▶ Provided material
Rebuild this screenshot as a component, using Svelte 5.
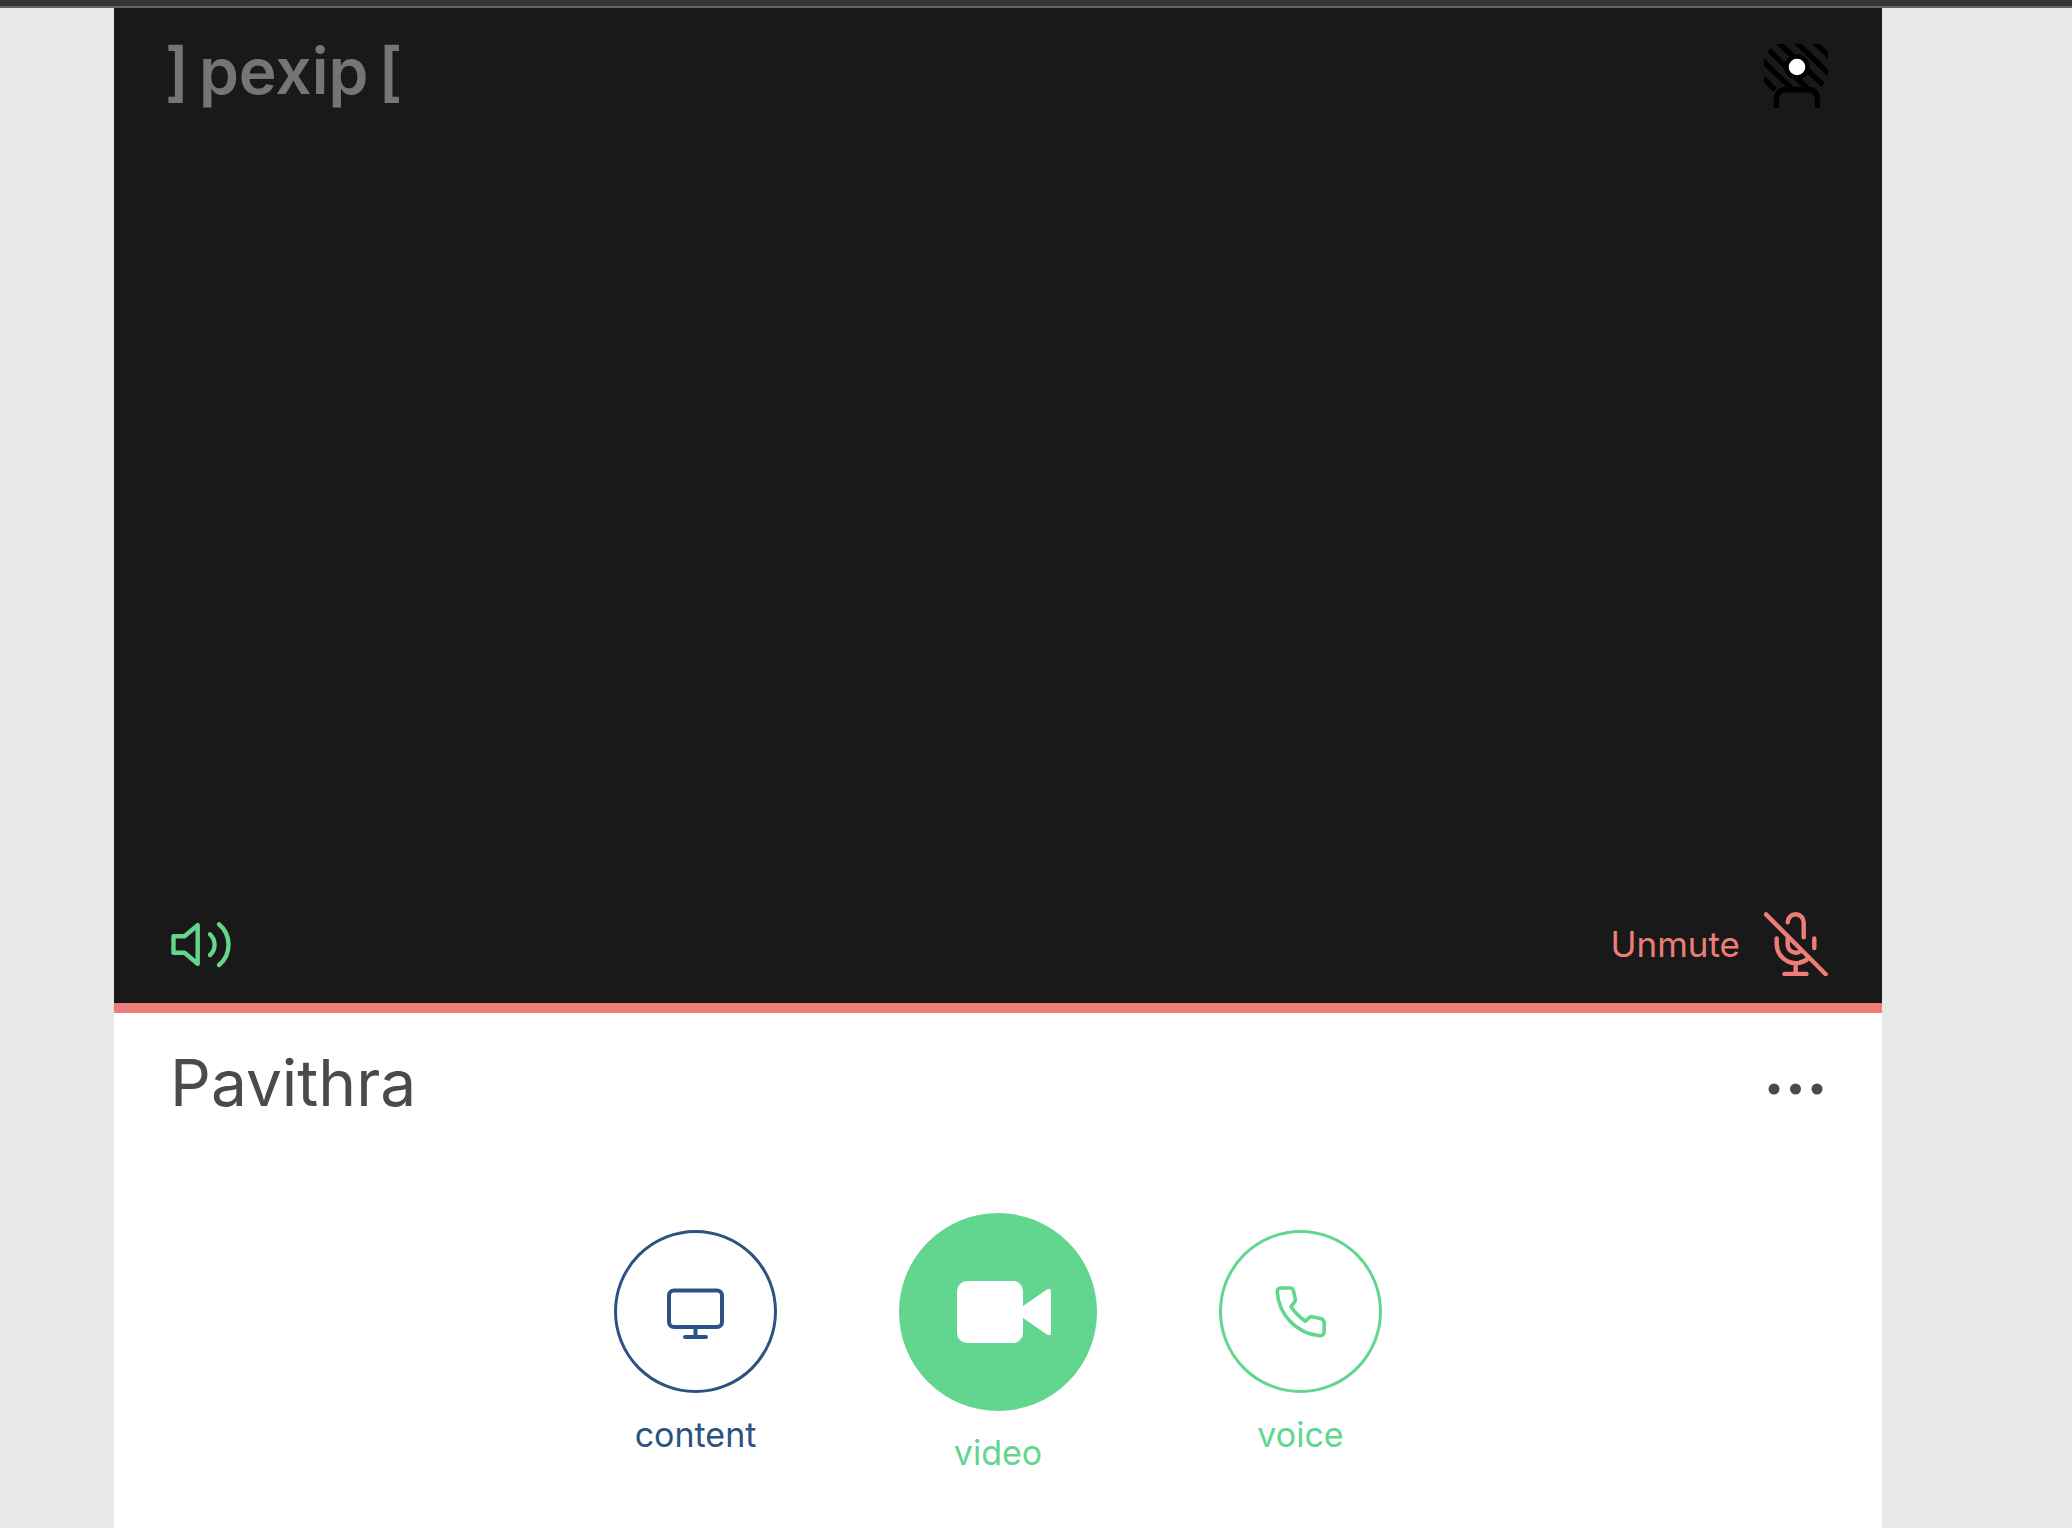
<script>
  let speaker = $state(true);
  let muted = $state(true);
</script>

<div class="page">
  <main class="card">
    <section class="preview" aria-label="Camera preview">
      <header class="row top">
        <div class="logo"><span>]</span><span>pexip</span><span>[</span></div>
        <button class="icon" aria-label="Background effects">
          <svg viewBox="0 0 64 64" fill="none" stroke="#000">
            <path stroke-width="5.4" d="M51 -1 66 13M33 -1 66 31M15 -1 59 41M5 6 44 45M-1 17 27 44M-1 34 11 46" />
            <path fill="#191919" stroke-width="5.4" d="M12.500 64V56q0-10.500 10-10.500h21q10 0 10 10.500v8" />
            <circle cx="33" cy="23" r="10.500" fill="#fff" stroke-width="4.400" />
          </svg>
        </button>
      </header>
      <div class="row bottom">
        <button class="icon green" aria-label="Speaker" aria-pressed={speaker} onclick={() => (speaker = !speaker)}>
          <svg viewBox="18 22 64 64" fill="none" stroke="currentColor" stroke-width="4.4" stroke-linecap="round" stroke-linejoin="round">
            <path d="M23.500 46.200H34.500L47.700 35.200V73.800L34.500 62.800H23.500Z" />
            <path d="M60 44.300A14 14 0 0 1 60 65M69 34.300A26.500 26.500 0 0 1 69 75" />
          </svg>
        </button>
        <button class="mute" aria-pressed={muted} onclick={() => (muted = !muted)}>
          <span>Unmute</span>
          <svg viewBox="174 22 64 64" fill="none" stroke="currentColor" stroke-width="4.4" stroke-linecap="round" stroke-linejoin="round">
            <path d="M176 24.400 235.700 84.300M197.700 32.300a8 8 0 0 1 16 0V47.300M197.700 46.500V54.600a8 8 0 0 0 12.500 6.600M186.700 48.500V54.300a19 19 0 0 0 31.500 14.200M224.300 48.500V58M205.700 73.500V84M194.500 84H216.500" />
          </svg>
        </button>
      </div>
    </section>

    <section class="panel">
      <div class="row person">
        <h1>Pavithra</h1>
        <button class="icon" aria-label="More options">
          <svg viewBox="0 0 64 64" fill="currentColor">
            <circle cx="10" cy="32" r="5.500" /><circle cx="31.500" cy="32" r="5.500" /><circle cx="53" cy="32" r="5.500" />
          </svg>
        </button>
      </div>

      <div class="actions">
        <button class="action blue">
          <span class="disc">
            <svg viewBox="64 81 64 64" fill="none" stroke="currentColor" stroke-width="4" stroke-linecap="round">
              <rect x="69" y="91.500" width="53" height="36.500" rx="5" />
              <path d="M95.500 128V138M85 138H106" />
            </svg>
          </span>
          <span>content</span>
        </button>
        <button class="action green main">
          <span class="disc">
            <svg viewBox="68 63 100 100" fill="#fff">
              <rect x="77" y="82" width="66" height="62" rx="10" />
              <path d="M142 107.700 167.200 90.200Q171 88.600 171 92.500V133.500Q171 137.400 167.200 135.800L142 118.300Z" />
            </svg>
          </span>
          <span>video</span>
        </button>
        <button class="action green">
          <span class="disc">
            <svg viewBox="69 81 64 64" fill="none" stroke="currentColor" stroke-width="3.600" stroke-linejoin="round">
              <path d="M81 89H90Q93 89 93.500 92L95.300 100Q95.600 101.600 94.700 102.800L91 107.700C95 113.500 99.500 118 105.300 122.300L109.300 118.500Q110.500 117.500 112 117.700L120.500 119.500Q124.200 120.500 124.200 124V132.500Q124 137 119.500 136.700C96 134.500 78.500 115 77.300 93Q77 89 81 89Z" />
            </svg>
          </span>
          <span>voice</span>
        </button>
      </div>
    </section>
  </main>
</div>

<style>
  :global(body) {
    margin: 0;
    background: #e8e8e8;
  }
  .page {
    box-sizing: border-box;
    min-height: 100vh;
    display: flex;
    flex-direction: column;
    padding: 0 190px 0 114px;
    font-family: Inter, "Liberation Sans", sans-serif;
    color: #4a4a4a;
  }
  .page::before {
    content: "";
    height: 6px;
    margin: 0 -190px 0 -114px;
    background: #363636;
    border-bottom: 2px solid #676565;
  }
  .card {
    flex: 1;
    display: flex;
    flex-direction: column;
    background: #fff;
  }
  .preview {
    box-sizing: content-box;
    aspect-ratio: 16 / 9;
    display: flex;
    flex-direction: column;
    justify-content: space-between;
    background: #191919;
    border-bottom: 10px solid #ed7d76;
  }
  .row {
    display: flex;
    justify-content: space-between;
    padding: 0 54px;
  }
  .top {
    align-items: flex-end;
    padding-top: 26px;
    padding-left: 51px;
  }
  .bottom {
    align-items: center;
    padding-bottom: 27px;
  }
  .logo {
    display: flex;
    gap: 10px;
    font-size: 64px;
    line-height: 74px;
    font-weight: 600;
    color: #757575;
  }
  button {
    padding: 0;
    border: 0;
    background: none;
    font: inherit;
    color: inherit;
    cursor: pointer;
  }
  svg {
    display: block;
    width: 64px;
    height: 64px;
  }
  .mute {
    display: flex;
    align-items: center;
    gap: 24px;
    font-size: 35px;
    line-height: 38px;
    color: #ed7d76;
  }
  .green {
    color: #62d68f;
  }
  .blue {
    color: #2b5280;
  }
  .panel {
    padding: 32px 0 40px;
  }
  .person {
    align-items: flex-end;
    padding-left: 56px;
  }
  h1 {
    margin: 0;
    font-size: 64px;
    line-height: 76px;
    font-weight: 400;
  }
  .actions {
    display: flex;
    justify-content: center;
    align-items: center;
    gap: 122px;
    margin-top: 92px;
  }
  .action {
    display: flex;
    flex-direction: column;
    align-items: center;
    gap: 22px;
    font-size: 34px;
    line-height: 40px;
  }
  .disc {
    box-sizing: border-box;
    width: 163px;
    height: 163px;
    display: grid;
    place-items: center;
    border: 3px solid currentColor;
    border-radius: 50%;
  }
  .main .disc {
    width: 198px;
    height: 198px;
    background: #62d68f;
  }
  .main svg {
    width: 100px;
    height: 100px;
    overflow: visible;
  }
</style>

==

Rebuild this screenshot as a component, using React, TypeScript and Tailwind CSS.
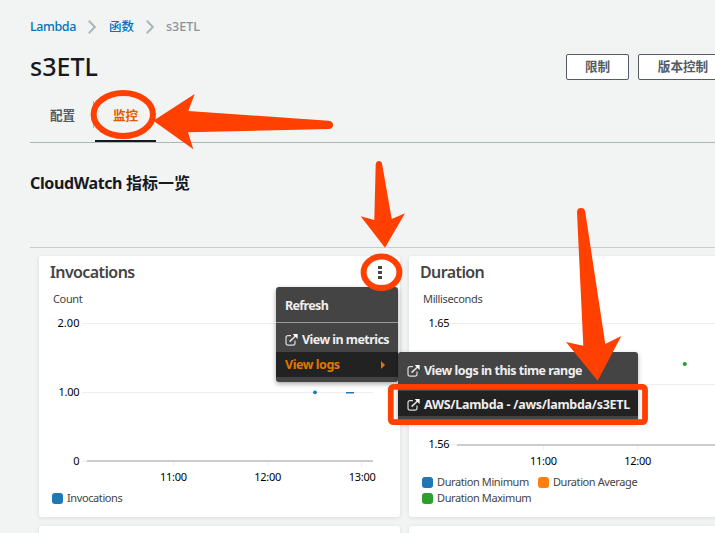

▶ Exercise details
Reply with nothing but the number of lines in the data above that contain "screenshot".

▶ Finished exercise
2